>> START

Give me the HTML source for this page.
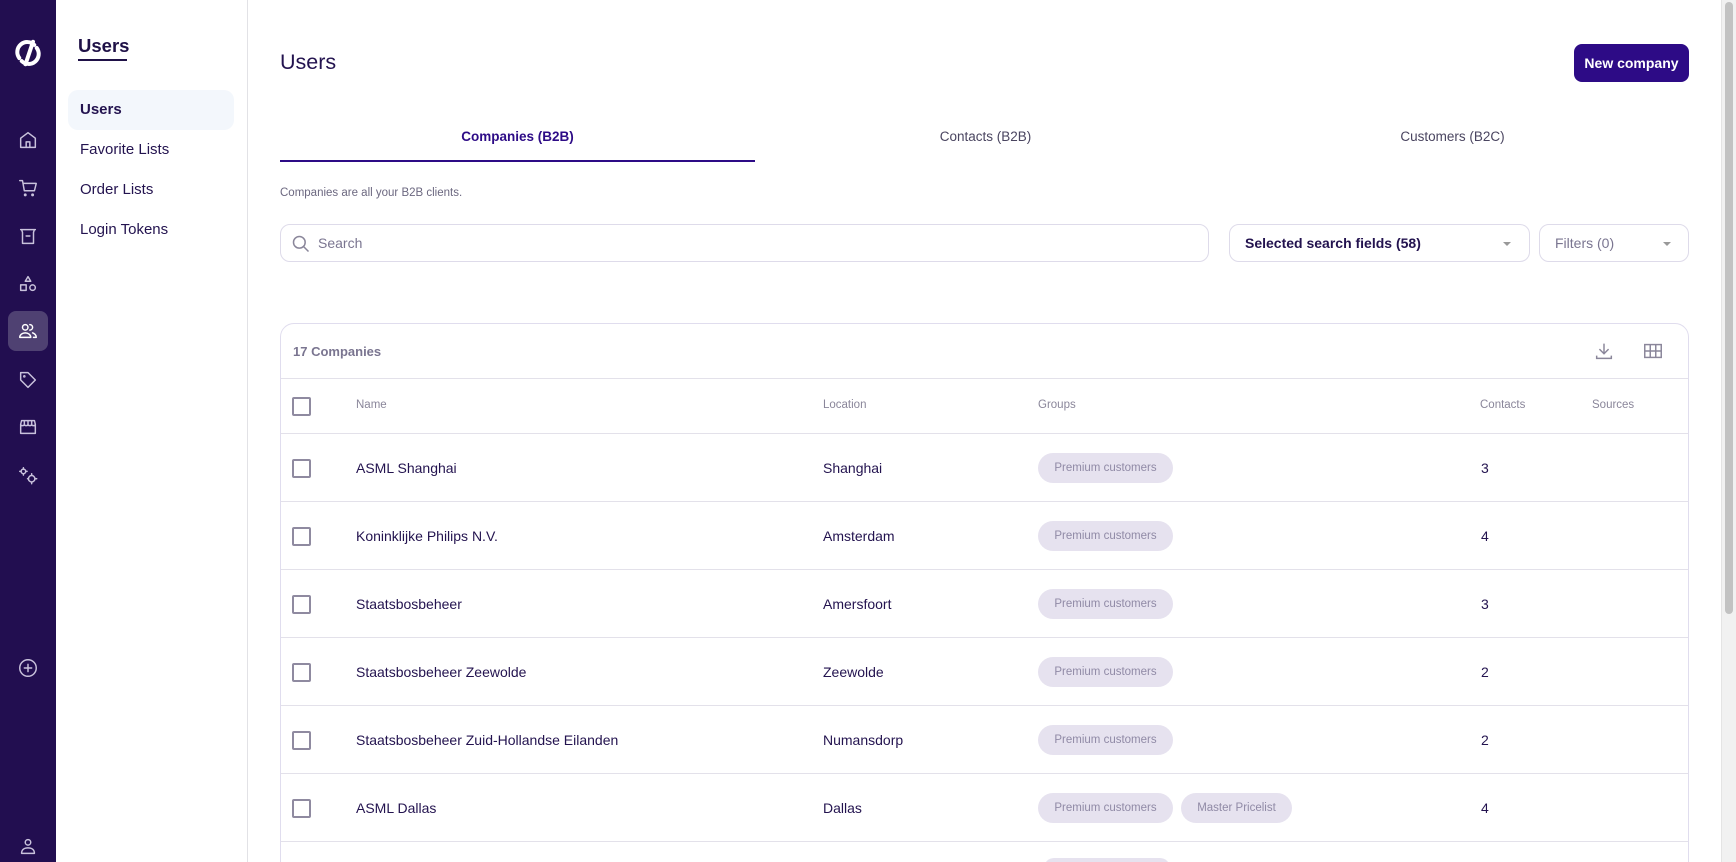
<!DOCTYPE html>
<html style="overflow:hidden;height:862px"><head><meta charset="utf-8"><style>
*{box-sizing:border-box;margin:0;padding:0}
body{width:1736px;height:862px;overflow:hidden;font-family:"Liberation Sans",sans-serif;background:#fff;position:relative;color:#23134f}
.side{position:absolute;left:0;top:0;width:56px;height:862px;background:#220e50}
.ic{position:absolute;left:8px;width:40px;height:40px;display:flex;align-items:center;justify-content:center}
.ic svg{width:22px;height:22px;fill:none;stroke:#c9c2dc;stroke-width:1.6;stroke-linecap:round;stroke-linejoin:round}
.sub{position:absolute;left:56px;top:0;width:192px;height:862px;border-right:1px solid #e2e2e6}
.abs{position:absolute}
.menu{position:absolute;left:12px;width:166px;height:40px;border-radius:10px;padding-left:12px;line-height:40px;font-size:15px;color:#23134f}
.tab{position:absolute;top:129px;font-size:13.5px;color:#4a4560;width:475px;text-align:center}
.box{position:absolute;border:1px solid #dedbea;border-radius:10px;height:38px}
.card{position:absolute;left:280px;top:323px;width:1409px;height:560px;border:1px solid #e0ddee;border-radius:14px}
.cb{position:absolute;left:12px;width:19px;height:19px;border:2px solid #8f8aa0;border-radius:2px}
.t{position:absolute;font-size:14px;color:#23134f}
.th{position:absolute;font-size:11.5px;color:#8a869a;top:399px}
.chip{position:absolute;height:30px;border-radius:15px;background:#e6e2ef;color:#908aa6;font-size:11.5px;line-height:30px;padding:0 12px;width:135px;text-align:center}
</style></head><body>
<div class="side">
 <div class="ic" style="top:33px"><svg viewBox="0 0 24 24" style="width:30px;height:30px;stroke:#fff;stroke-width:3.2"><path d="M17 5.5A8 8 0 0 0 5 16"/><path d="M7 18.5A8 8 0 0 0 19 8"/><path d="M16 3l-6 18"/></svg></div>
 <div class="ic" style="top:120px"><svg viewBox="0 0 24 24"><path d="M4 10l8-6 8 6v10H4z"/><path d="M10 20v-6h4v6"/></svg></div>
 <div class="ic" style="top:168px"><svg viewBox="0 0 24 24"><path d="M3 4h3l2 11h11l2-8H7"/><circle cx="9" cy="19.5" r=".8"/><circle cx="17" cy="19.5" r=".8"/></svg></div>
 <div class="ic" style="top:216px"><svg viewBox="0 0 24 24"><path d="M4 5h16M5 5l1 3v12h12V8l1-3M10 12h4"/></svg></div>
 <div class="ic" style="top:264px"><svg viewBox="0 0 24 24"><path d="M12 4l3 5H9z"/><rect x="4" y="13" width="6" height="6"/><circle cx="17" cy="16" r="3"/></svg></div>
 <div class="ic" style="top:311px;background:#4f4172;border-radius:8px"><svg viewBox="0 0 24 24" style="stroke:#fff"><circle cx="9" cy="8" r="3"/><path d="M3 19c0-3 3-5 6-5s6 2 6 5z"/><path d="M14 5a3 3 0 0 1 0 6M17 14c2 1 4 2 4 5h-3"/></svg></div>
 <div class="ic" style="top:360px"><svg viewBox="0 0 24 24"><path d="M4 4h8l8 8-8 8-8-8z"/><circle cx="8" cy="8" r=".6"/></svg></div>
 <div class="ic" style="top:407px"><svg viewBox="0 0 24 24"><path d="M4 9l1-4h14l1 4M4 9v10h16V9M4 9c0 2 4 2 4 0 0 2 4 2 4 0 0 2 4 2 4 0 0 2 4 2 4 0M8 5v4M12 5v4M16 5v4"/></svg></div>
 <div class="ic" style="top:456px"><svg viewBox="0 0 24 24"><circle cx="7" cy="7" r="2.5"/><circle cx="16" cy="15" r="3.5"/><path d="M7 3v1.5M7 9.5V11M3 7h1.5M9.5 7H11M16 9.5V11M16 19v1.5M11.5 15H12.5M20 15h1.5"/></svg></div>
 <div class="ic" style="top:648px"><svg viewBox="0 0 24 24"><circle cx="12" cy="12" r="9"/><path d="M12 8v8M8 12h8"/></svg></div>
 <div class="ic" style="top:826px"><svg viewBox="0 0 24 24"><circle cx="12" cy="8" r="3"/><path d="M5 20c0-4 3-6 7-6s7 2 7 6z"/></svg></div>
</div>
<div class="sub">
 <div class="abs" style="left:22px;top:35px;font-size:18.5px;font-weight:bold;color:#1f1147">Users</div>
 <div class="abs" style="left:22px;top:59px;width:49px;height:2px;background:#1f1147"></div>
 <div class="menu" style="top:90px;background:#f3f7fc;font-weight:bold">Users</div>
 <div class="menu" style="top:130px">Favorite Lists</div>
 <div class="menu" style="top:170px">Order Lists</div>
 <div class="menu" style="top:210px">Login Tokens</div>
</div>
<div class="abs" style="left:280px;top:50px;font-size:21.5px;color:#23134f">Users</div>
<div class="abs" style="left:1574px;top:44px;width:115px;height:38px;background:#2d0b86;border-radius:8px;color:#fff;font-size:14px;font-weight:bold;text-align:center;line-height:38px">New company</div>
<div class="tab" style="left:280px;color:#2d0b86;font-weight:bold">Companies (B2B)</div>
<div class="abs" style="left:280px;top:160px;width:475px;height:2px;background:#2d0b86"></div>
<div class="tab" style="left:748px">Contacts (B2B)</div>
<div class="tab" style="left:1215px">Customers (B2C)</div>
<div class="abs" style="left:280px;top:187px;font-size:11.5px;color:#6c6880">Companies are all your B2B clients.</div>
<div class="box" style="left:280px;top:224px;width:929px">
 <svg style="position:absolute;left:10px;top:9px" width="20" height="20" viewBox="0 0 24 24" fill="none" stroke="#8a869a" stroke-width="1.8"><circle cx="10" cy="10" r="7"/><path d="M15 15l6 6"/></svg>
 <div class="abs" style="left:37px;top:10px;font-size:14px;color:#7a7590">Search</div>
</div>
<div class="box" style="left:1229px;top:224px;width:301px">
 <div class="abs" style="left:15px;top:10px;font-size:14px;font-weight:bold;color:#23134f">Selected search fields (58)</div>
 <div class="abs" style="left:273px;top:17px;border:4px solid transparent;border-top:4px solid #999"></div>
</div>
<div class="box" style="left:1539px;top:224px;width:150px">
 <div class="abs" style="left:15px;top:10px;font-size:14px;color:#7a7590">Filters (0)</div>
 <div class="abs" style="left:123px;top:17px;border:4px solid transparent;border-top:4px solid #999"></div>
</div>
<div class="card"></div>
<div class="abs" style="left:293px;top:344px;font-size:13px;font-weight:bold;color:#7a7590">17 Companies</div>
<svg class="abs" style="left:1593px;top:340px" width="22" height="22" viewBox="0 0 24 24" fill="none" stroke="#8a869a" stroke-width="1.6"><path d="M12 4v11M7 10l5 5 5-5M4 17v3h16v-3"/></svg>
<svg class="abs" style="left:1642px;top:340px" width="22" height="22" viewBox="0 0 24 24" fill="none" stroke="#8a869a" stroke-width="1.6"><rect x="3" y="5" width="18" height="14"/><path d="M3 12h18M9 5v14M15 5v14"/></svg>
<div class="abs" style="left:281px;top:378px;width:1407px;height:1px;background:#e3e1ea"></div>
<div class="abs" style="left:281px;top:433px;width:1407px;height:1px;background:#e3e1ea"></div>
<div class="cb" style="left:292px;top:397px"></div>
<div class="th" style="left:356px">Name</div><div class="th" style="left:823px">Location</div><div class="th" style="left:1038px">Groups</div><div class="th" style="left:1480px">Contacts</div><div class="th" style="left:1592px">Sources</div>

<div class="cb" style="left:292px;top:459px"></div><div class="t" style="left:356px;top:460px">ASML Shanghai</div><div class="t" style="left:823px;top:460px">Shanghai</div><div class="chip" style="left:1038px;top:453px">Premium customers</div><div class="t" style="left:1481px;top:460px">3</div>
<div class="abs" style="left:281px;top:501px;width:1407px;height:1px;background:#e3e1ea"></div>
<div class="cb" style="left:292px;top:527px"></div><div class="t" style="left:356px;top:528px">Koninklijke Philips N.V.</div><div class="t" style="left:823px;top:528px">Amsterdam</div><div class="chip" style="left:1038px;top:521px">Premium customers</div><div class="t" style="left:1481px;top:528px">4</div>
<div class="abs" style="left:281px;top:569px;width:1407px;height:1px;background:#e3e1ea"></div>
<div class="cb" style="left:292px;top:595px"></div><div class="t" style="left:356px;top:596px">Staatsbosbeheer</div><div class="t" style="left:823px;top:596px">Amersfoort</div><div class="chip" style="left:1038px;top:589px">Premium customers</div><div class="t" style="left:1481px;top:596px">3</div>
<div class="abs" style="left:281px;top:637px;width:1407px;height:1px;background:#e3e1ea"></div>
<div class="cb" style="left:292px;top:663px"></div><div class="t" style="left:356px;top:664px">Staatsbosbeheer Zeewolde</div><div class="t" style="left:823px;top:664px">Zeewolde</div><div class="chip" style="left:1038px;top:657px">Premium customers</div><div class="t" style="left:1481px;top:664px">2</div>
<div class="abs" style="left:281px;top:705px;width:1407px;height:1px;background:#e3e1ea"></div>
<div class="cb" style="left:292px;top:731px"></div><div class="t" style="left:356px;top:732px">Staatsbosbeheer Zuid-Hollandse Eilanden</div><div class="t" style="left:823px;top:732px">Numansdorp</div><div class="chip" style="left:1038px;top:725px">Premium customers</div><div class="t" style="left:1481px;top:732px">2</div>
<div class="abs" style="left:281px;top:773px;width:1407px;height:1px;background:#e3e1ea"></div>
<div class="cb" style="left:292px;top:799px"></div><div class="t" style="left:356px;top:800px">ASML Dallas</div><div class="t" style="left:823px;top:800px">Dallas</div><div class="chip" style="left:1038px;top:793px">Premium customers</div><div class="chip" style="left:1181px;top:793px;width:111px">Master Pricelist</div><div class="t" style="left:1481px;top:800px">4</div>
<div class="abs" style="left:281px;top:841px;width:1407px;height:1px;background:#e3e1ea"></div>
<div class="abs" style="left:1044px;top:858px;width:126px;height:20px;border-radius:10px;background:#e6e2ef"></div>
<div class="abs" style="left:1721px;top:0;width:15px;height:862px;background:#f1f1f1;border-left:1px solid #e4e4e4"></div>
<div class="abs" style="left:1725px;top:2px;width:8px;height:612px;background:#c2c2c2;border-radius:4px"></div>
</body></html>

>> END
>> START

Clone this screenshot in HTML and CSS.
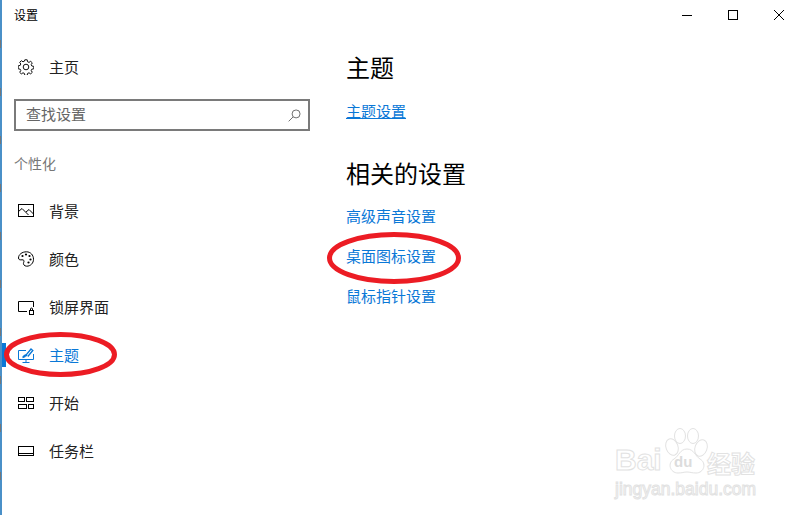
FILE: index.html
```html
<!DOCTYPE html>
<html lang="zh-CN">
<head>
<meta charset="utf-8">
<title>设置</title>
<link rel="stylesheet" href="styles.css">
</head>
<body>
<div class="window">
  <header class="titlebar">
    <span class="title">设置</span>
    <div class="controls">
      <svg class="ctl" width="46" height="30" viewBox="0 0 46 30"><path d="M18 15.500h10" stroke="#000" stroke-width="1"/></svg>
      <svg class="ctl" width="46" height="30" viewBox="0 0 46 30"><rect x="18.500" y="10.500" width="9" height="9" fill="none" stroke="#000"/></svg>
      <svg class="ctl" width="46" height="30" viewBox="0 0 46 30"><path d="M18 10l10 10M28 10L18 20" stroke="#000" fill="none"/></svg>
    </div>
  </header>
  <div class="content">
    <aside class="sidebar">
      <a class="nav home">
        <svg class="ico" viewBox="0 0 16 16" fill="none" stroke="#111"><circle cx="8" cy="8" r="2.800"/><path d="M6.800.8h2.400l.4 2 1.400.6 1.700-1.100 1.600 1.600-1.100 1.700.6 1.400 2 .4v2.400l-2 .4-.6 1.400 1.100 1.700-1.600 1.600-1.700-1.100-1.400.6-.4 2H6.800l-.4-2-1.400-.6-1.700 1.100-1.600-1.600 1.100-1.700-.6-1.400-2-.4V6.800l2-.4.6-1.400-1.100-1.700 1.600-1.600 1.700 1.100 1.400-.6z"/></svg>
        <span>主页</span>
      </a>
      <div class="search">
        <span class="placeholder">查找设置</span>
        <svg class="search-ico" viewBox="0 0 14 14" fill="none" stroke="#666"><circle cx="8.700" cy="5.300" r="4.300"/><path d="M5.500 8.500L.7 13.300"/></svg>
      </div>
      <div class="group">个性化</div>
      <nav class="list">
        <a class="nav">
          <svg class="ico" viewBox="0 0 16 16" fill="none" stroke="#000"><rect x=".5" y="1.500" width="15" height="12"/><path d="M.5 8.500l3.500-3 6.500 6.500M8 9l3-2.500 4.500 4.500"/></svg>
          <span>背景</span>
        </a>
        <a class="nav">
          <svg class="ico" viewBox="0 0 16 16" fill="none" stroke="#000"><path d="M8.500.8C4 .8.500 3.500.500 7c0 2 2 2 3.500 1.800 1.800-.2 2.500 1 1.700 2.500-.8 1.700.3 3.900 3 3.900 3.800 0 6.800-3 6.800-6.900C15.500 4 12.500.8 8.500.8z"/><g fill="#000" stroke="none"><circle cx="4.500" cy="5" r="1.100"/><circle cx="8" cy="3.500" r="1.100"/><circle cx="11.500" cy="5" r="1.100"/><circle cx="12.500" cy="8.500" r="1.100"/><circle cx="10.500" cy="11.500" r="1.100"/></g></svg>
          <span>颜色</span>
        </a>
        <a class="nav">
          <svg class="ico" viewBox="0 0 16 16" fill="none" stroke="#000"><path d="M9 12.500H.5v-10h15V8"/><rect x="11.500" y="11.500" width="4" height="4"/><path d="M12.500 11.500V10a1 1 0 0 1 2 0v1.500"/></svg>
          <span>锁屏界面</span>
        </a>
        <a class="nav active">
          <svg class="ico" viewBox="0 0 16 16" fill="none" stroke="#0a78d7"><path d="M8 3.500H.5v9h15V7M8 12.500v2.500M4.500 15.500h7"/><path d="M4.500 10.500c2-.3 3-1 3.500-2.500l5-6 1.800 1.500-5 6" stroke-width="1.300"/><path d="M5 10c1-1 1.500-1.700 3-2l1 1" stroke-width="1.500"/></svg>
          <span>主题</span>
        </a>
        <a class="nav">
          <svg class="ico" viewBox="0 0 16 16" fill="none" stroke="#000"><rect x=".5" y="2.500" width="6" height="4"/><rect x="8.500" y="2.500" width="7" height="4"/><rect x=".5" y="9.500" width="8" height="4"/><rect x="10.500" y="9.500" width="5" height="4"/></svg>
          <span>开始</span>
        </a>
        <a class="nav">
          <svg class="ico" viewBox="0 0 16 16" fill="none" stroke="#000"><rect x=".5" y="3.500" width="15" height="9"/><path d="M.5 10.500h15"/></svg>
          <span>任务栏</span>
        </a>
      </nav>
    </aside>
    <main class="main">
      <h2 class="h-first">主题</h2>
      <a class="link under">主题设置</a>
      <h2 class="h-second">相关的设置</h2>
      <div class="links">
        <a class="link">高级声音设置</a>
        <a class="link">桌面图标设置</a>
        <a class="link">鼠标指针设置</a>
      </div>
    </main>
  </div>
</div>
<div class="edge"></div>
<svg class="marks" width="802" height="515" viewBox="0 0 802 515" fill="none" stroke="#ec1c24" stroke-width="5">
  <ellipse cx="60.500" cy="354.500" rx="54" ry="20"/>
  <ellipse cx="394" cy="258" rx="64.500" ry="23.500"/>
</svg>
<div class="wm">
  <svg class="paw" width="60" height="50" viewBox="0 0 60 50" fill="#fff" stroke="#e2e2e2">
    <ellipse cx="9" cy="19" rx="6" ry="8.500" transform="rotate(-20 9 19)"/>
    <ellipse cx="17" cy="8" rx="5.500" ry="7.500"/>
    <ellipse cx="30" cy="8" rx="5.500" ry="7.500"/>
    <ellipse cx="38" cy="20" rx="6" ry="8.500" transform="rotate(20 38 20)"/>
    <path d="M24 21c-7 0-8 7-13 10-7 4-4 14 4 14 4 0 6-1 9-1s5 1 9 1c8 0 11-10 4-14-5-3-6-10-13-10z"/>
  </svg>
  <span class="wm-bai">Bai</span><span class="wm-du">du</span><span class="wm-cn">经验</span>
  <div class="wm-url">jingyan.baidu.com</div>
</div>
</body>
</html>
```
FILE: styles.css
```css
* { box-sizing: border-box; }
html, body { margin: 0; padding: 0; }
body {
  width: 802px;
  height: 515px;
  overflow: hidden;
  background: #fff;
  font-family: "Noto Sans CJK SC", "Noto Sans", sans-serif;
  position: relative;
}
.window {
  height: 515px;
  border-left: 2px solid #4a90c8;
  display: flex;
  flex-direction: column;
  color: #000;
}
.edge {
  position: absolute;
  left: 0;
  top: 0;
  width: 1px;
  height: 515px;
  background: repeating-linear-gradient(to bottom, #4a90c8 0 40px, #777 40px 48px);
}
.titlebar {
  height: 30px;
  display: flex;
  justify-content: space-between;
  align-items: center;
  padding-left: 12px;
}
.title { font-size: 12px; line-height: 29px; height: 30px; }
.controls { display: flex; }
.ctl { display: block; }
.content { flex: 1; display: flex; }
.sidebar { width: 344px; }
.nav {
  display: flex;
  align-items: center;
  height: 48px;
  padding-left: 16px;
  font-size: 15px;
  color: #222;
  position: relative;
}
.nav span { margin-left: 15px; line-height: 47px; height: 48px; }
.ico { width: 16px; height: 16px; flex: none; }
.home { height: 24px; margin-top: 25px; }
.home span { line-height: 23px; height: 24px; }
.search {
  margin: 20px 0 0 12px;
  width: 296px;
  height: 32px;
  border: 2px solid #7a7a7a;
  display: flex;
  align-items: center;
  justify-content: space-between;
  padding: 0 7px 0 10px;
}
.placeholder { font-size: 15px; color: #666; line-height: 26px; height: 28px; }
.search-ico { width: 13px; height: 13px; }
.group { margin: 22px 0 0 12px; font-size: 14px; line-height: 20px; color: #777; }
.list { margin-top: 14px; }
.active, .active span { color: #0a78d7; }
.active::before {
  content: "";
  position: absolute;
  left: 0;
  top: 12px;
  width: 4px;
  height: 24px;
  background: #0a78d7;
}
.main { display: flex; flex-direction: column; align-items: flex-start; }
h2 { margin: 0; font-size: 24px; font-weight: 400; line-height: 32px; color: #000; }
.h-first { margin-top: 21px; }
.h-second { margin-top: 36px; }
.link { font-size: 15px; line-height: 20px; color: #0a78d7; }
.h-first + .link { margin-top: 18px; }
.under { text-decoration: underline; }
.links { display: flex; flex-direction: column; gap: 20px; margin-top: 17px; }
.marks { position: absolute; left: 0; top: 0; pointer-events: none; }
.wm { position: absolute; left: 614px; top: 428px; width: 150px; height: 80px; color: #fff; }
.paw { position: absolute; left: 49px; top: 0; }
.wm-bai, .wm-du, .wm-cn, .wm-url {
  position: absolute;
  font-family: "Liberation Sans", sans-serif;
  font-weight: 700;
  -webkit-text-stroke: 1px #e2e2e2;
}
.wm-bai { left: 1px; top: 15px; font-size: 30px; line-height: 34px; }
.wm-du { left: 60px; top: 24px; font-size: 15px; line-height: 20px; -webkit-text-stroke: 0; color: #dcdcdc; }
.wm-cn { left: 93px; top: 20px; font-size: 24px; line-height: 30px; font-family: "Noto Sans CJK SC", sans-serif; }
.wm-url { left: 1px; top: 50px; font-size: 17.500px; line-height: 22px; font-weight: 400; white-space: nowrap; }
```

>> END
>> START

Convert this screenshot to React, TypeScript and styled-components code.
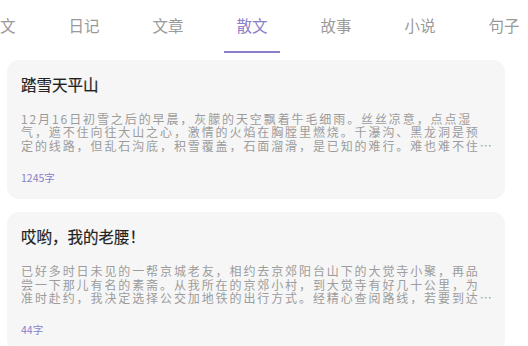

>> END

*Problem to solve*:
Extract each line from the listing that holds the word "screenshot".

*In response*:
Clone this screenshot in HTML and CSS.
Convert this screenshot to React, TypeScript and styled-components code.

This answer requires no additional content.